In June 2006, Japan requested to join the consultations. Meanwhile, on October 12, 2006 Mexico requested the establishment of a panel, which request was granted on October 26.

Chile, China, the European Communities, Japan and Thailand reserved their third-party rights.

Based on careful consideration of reasons supplied by the complainant, the respondent and third parties, the appellate body has found that use of simple zeroing in periodic review is, as such, inconsistent with articles VI:1 and VI:2 of GATT 1994 and articles 1, 2.1, 2.4, 2.4.2, 5, 6.10, 9 (including but not limited to 9.3) of the Antidumping Agreement and, therefore, revised the panel previous findings. In addition, the appellate body has found that the United State acted inconsistently with article VI:1 of GATT 1994 and article 9.3 of the Antidumping Agreement by applying simple zeroing in the five reviews at issue in the dispute.

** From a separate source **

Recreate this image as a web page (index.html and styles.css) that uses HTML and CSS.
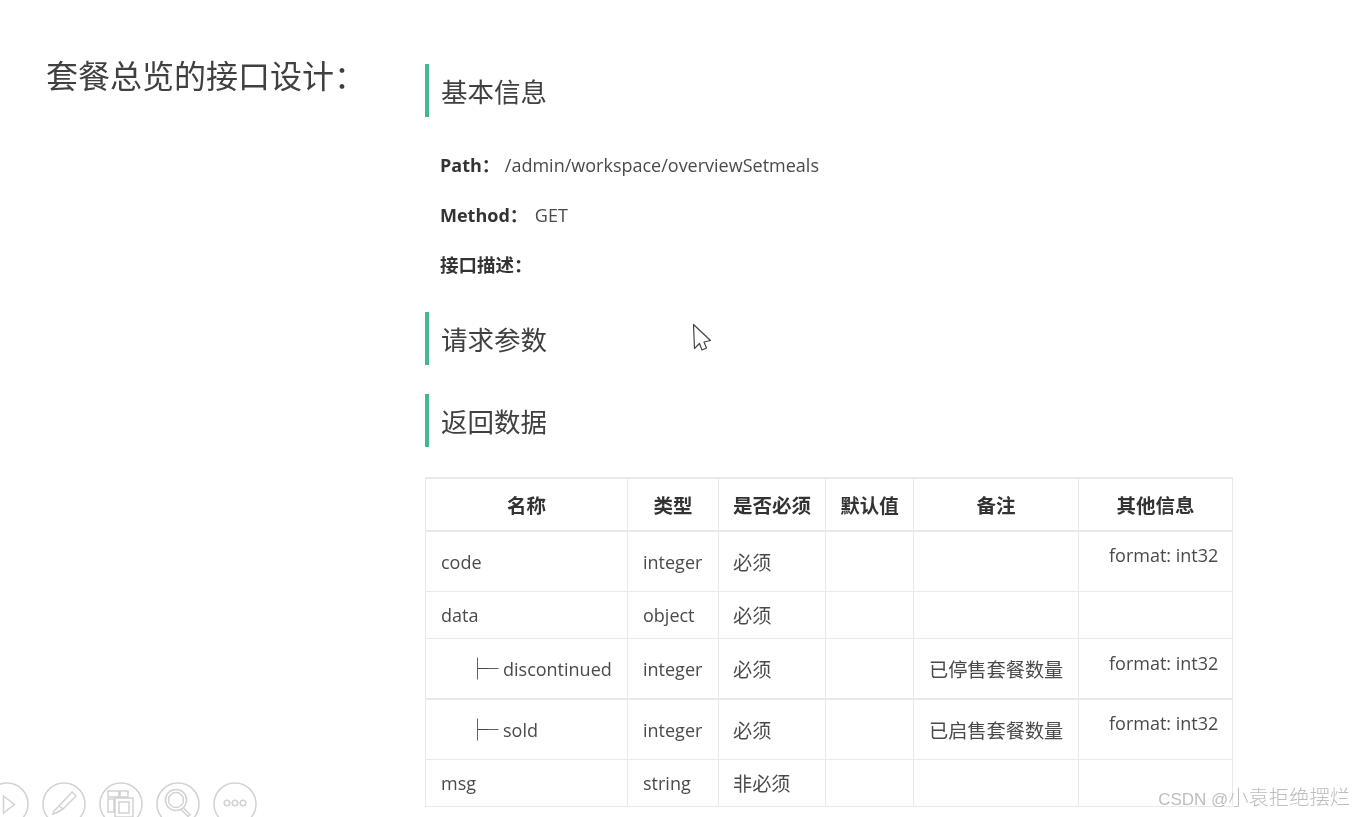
FILE: index.html
```html
<!DOCTYPE html>
<html lang="zh-CN">
<head>
<meta charset="utf-8">
<title>套餐总览的接口设计</title>
<link rel="stylesheet" href="styles.css">
</head>
<body>
<div class="slide">
  <h1 class="slide-title">套餐总览的接口设计：</h1>
  <main class="doc">
    <h2 class="sec">基本信息</h2>
    <p class="info first"><b>Path：</b><span class="val path">/admin/workspace/overviewSetmeals</span></p>
    <p class="info"><b>Method：</b><span class="val get">GET</span></p>
    <p class="info"><b class="zh-b">接口描述：</b></p>
    <h2 class="sec req">请求参数</h2>
    <h2 class="sec ret">返回数据</h2>
    <table class="tbl">
      <colgroup>
        <col class="c1"><col class="c2"><col class="c3"><col class="c4"><col class="c5"><col class="c6">
      </colgroup>
      <thead>
        <tr><th>名称</th><th>类型</th><th>是否必须</th><th>默认值</th><th>备注</th><th>其他信息</th></tr>
      </thead>
      <tbody>
        <tr class="r1"><td>code</td><td>integer</td><td class="zh">必须</td><td></td><td></td><td class="other">format: int32</td></tr>
        <tr class="r2"><td>data</td><td>object</td><td class="zh">必须</td><td></td><td></td><td></td></tr>
        <tr class="r3"><td><span class="tree">├─</span>discontinued</td><td>integer</td><td class="zh">必须</td><td></td><td class="zh note">已停售套餐数量</td><td class="other">format: int32</td></tr>
        <tr class="r4"><td><span class="tree">├─</span>sold</td><td>integer</td><td class="zh">必须</td><td></td><td class="zh note">已启售套餐数量</td><td class="other">format: int32</td></tr>
        <tr class="r5"><td>msg</td><td>string</td><td class="zh">非必须</td><td></td><td></td><td></td></tr>
      </tbody>
    </table>
  </main>

  <svg class="cursor" width="20" height="30" viewBox="0 0 20 30" aria-hidden="true">
    <path d="M1.500 1.500 L2.500 25.500 L7.500 20.500 L10 27 L14.500 25 L12 19 L18.500 17.500 Z" fill="#fff" stroke="#444" stroke-width="1.200" stroke-linejoin="round"/>
  </svg>

  <div class="ctrls" aria-hidden="true">
    <svg class="ctrl" width="44" height="44" viewBox="0 0 44 44"><circle cx="22" cy="22" r="21"/><path d="M18.500 14 L29.500 22.500 L18.500 31 Z"/></svg>
    <svg class="ctrl" width="44" height="44" viewBox="0 0 44 44"><circle cx="22" cy="22" r="21"/><path d="M30 10 L34 14 L21 27 L17 24 Z M17 24 L12 29 L11 32 L14 31 L21 27"/></svg>
    <svg class="ctrl" width="44" height="44" viewBox="0 0 44 44"><circle cx="22" cy="22" r="21"/><path d="M9 9 H20 V15 H9 Z M21 9 H29 V15 H21 Z M9 17 H15 V30 H9 Z M16 16 H34 V35 H16 Z M20 20 H30 V31 H20 Z"/></svg>
    <svg class="ctrl" width="44" height="44" viewBox="0 0 44 44"><circle cx="22" cy="22" r="21"/><circle cx="20" cy="18" r="10.500"/><circle cx="20" cy="18" r="7.500"/><path d="M27.500 26 L34 32.500 L32 34.500 L25.500 28"/></svg>
    <svg class="ctrl" width="44" height="44" viewBox="0 0 44 44"><circle cx="22" cy="22" r="21"/><circle cx="14" cy="21" r="2.800"/><circle cx="22" cy="21" r="2.800"/><circle cx="30" cy="21" r="2.800"/></svg>
  </div>

  <div class="mark">CSDN @<span class="mark-zh">小袁拒绝摆烂</span></div>
</div>
</body>
</html>
```
FILE: styles.css
```css
* { box-sizing: border-box; }
html, body { margin: 0; padding: 0; background: #fff; }
body {
  font-family: "Open Sans", "Noto Sans CJK SC", sans-serif;
  color: #444;
  overflow: hidden;
}
.slide {
  position: relative;
  width: 1365px;
  height: 817px;
  display: flex;
  align-items: flex-start;
  overflow: hidden;
  filter: blur(0.4px);
}
.slide-title {
  width: 425px;
  flex: none;
  margin: 52px 0 0;
  padding-left: 46px;
  font-size: 32px;
  line-height: 44px;
  font-weight: 400;
  color: #404040;
  white-space: nowrap;
  font-family: "Noto Sans CJK SC", sans-serif;
}
.doc { width: 810px; flex: none; padding-top: 64px; }
.sec {
  height: 53px;
  margin: 0;
  border-left: 4px solid #42b98d;
  padding-left: 12px;
  font-size: 26.500px;
  line-height: 53px;
  font-weight: 400;
  color: #404040;
  font-family: "Noto Sans CJK SC", sans-serif;
}
.sec.req { margin-top: 22px; }
.sec.ret { margin-top: 29px; }
.info {
  height: 50px;
  margin: 0;
  padding-left: 15px;
  font-size: 18px;
  line-height: 50px;
  color: #4a4a4a;
  white-space: nowrap;
}
.info.first { margin-top: 23px; }
.info b { color: #333; font-weight: 700; }
.val.path { margin-left: 5px; }
.val.get { margin-left: 7px; }
.zh-b { font-size: 18.500px; }
.tbl {
  margin-top: 30px;
  width: 807px;
  table-layout: fixed;
  border-collapse: collapse;
  font-size: 18px;
  color: #4a4a4a;
}
.c1 { width: 202px; } .c2 { width: 91px; } .c3 { width: 107px; }
.c4 { width: 88px; } .c5 { width: 165px; } .c6 { width: 154px; }
.tbl th, .tbl td {
  border: 1px solid #e9e9e9;
  padding: 1px 0 0 15px;
  white-space: nowrap;
  vertical-align: middle;
  text-align: left;
}
.tbl thead tr { height: 53px; }
.tbl th {
  padding: 0 0 1px;
  text-align: center;
  color: #333;
  font-size: 19.500px;
  font-weight: 700;
  border-top-width: 2px;
  border-bottom-width: 2px;
}
.tbl td.zh { font-size: 19.200px; padding-left: 14px; }
.tbl td.note { padding-left: 15px; }
.r1 { height: 60px; } .r2 { height: 47px; } .r3 { height: 61px; } .r4 { height: 60px; } .r5 { height: 47px; }
.r3 td { border-bottom-width: 2px; }
.tree {
  display: inline-block;
  width: 36px;
  margin-left: 26px;
  letter-spacing: -10.500px;
  font-size: 21px;
  line-height: 18px;
  color: #444;
}
.tbl td.other { vertical-align: top; padding: 9px 0 0 30px; line-height: 28px; }
.tbl .r3 td.other { padding-top: 10px; }
.cursor { position: absolute; left: 692px; top: 323px; }
.ctrls { position: absolute; left: -15px; top: 782px; display: flex; gap: 13px; }
.ctrl { flex: none; fill: none; stroke: #d2d2d2; stroke-width: 1.500; }
.mark {
  position: absolute;
  right: 15px;
  top: 785px;
  font-family: "Liberation Sans", "Noto Sans CJK SC", sans-serif;
  font-size: 17px;
  line-height: 26px;
  color: #bdbdbd;
  white-space: nowrap;
}
.mark-zh { font-size: 20.300px; font-weight: 300; }
```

On Mexico's claim that simple zeroing in periodic reviews is, as such, and as applied in the five periodic reviews at issue in this dispute, inconsistent with article 2.4 of the antidumping agreement, and also on Mexico's related claim under article 11 of the Dispute Settlement Understanding (DSU), the appellate body has found it unnecessary to make any additional changes for the purposes of resolving this dispute.

The appellate body has recommended to the Dispute Settlement Body (DSB) to request the US to bring its measures, found to be inconsistent with GATT 1994 and with the Antidumping Agreement, into conformity with its obligations under those agreements.